Siegreiche Strategie
Innerhalb des Films setzt sich die Menschlichkeit eher dank Glück und Zufall als mit einer Strategie durch. Im historischen Kontext ist Chaplins erster Tonfilm ein Beitrag zum Kampf gegen den Faschismus durch die Demontage seines Führungspersonals mit den Mitteln der Komödie: «Hitler must be laughed at».
Erfolglose Strategie
Im Film scheitert Adenoid Hynkel daran, dass er einen Doppelgänger hat, der im entscheidenden Moment in einer gestohlenen Uniform eher wie ein Diktator aussieht als er selbst in seinem Jagdkostüm. Wo Macht eine leere Inszenierung ohne inhaltliche Legitimation ist, geht sie verloren, sobald die Insignien vertauscht werden. Auf der Metaebene nimmt Chaplin der faschistischen Grossspurigkeit ihre Durchschlagskraft, indem er sie als Kaschierung enormer Unsicherheit entlarvt.
Wie wird Politik dargestellt?
Dem politischen Personal geht es nur um die eigene Grösse. Hynkels Reden sind unverständliches Kauderwelsch, bezüglich Tonalität und Körpersprache perfekt parodiert, auf der Basis von Leni Riefenstahls «Triumph des Willens» einstudiert (bei dessen erster Sichtung Chaplin lauthals aufgelacht haben soll). Hofiert wird er von Kriegsminister Herring und Innenminister Garbitsch, devoten Schmeichlern, die in Tränen der Rührung ausbrechen, wenn Hynkel sie lobt, die sich aber auch gnadenlos demütigen lassen. In freien Minuten posiert der Diktator synchron für ein Gemälde und eine Büste und spielt mit einem riesigen Globus Weltherrscher.

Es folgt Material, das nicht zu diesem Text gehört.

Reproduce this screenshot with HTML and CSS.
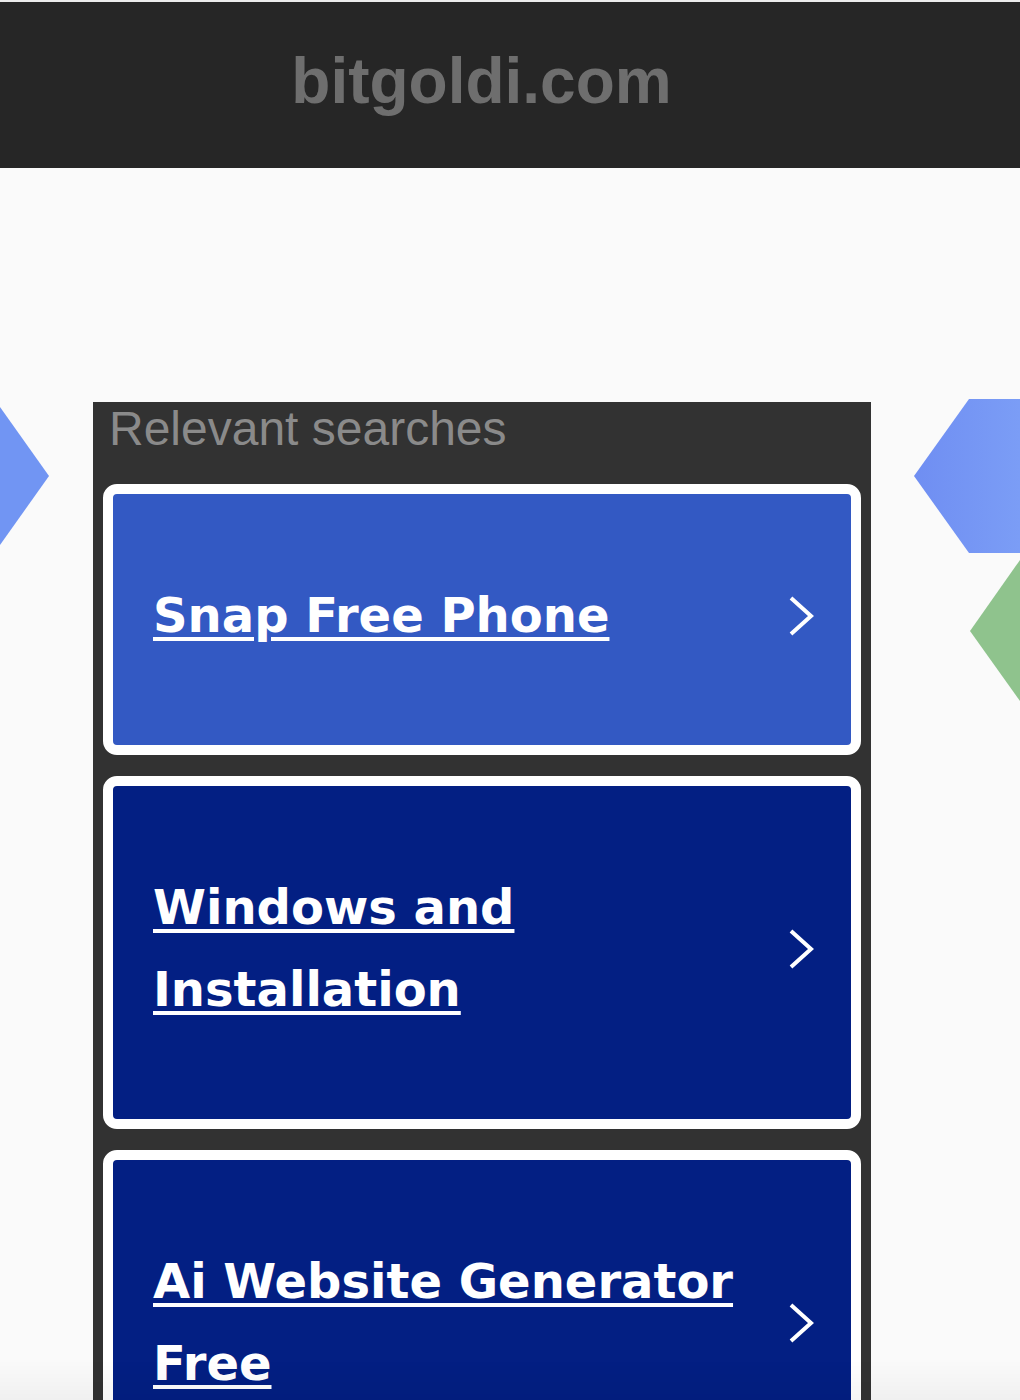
FILE: index.html
```html
<!DOCTYPE html>
<html lang="en">
<head>
<meta charset="utf-8">
<title>bitgoldi.com</title>
<link rel="stylesheet" href="styles.css">
</head>
<body>
<header class="site-header">
  <span class="logo">bitgoldi.com</span>
</header>

<div class="deco deco-left"></div>
<div class="deco deco-right"></div>
<div class="deco deco-green"></div>

<main class="content">
  <section class="panel">
    <h2 class="panel-title">Relevant searches</h2>
    <div class="cards">
      <a class="card card-light" href="#">
        <span class="card-text">Snap Free Phone</span>
        <svg class="chev" width="28" height="42" viewBox="0 0 28 42"><polyline points="4,3 24,21 4,39" fill="none" stroke="#fff" stroke-width="4"/></svg>
      </a>
      <a class="card" href="#">
        <span class="card-text">Windows and Installation</span>
        <svg class="chev" width="28" height="42" viewBox="0 0 28 42"><polyline points="4,3 24,21 4,39" fill="none" stroke="#fff" stroke-width="4"/></svg>
      </a>
      <a class="card" href="#">
        <span class="card-text">Ai Website Generator Free</span>
        <svg class="chev" width="28" height="42" viewBox="0 0 28 42"><polyline points="4,3 24,21 4,39" fill="none" stroke="#fff" stroke-width="4"/></svg>
      </a>
    </div>
  </section>
</main>
<div class="bottom-fade"></div>
</body>
</html>
```

FILE: styles.css
```css
html, body {
  margin: 0;
  padding: 0;
}
body {
  background: #fafafa;
  font-family: "Liberation Sans", Arial, sans-serif;
  overflow-x: hidden;
  position: relative;
  min-height: 1400px;
}
.site-header {
  border-top: 2px solid #ececec;
  height: 158px;
  padding-bottom: 8px;
  background: #262626;
  display: flex;
  justify-content: center;
  padding-right: 57px;
}
.logo {
  font-family: "Liberation Sans", Arial, sans-serif;
  font-weight: bold;
  font-size: 64px;
  line-height: 158px;
  color: #6e6e6e;
}
.content {
  padding-top: 234px;
  padding-left: 93px;
}
.panel {
  width: 778px;
  background: #323232;
  padding: 0 10px 40px 10px;
  box-sizing: border-box;
}
.panel-title {
  margin: 0;
  padding-left: 6px;
  font-weight: normal;
  font-size: 48px;
  line-height: 53px;
  color: #8a8a8a;
  font-family: "Liberation Sans", Arial, sans-serif;
}
.cards {
  margin-top: 29px;
  display: flex;
  flex-direction: column;
  gap: 21px;
}
.card {
  display: flex;
  align-items: center;
  justify-content: space-between;
  background: #031f83;
  border: 10px solid #ffffff;
  border-radius: 14px;
  padding: 80px 36px 89px 40px;
  text-decoration: none;
}
.card-light {
  background: #3359c3;
}
.card-text {
  max-width: 600px;
  font-family: "DejaVu Sans", Verdana, sans-serif;
  font-weight: bold;
  font-size: 48px;
  line-height: 82px;
  color: #ffffff;
  text-decoration: underline;
  text-decoration-thickness: 4px;
  text-underline-offset: 5px;
}
.chev {
  flex: none;
  display: block;
  margin-top: 1px;
}
.deco {
  position: absolute;
}
.deco-left {
  left: 0;
  top: 399px;
  width: 49px;
  height: 154px;
  background: #7195f3;
  clip-path: polygon(0 8px, 49px 77px, 0 146px);
}
.deco-right {
  left: 914px;
  top: 399px;
  width: 106px;
  height: 154px;
  background: linear-gradient(to right, #6f8ef2, #7b9df6);
  clip-path: polygon(55px 0, 106px 0, 106px 154px, 55px 154px, 0 77px);
}
.deco-green {
  left: 970px;
  top: 553px;
  width: 50px;
  height: 155px;
  background: #8fc38d;
  clip-path: polygon(50px 7px, 0 78px, 50px 148px);
}
.bottom-fade {
  position: fixed;
  left: 0;
  right: 0;
  bottom: 0;
  height: 40px;
  background: linear-gradient(to bottom, rgba(0,0,0,0), rgba(0,0,0,0.04));
  pointer-events: none;
}
```
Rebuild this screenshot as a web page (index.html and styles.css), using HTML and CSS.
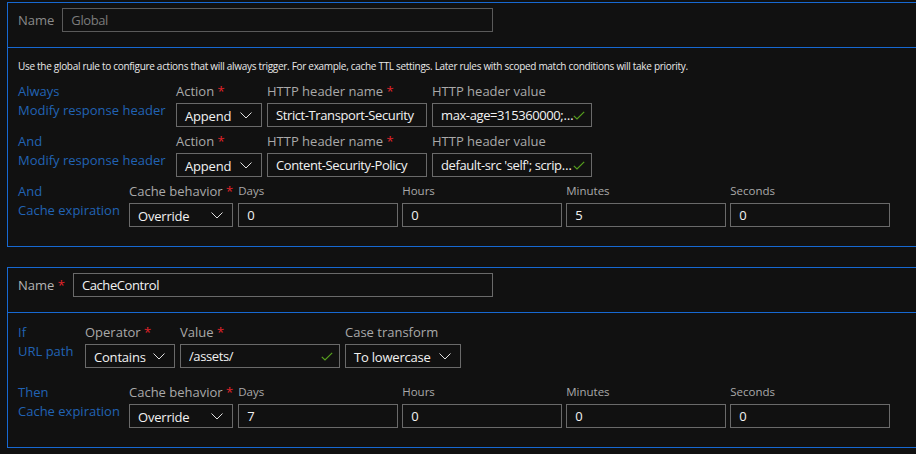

Neurotisch ist auch Hynkels Verhalten gegenüber seinem Diktatorenfreund Napoloni: Hynkel getraut sich nicht, Napolonis Anruf entgegenzunehmen, und reagiert zugleich eingeschüchtert und aggressiv, als Napoloni ihm bei gemeinsamen öffentlichen Auftritten die Show stiehlt. Die beiden verwickeln einander laufend in absurde Auseinandersetzungen, die über die Grösse von Tischen und die Höhe von Stühlen ausgetragen werden. Ihr Machtkampf beinhaltet auch eine physische Schlacht am Buffet, in der sich die beiden Männer mit Würsten und Spaghettischüsseln bewerfen.
Zitat
«You the people have the power, the power to create machines, the power to create happiness. You the people have the power to make life free and beautiful, to make this life a wonderful adventure. Then in the name of democracy let’s use that power. Let us all unite. Let us fight for a new world, a decent world that will give men a chance to work, that will give you the future and old age and security. Let us fight to free the world, to do away with national barriers, do away with greed, with hate and intolerance. Let us fight for a world of reason, a world where science and progress will lead to all men’s happiness. Let us all unite!»